A problem I’ve been putting off for a while involves figuring out how to implement the sound source for the rushing water of a stream or river. Point sound sources (say from a crackling fire or a ticking clock) are easy and well-supported with 3d positioning by even basic frameworks like XNA.
But sounds that come from areas are a bigger challenge. I toyed briefly with describing these areas as a series of rectangles, but struggled with how to turn that into a sound volume and direction.
The current (very basic) implementation I have consists of a series of point sources (with fall off ranges) which are treated collectively as one. That is, the point sources are separate entities, but the engine recognizes that they all represent the same sound. It chooses the closest/loudest point source and use that as the loudness/direction of the river sound.
The problem with that is clear from the above picture, where the river curves. On an peninsula on a river bend, the sound suddenly jumps from one location to another as we transfer from one sound source to the other. This could have some temporal smoothing applied to make it less jarring, but it will still sound wrong.
Another option I considered involves calculating the “average point source”. One problem with that is that we often use more sound sources in areas with more complex geography (e.g. a curvy section river), and the average would then be more heavily weighted towards that area.
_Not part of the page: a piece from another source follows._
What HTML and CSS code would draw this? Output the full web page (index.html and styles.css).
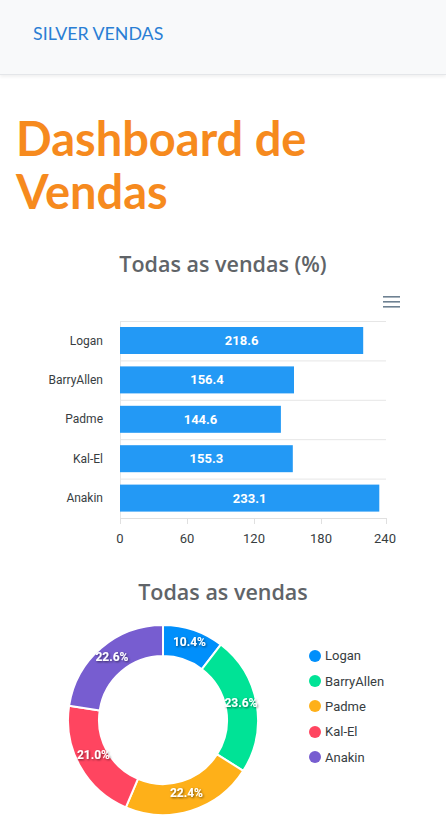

Additionally, averaging two sources that are a good distance apart might result in an average position that is within hearing range for the player, despite the fact that the two original sources may actually have been out of hearing range.
In short, there are many challenges with using point sources to model an area emitter.
I decided to code up a small test app to help with sorting these issues out, and to see if I could indeed come up with a workable solution. This also led me to better understand how sound is positioned in XACT or with the XNA SoundEffect APIs. So perhaps a short digression here is useful.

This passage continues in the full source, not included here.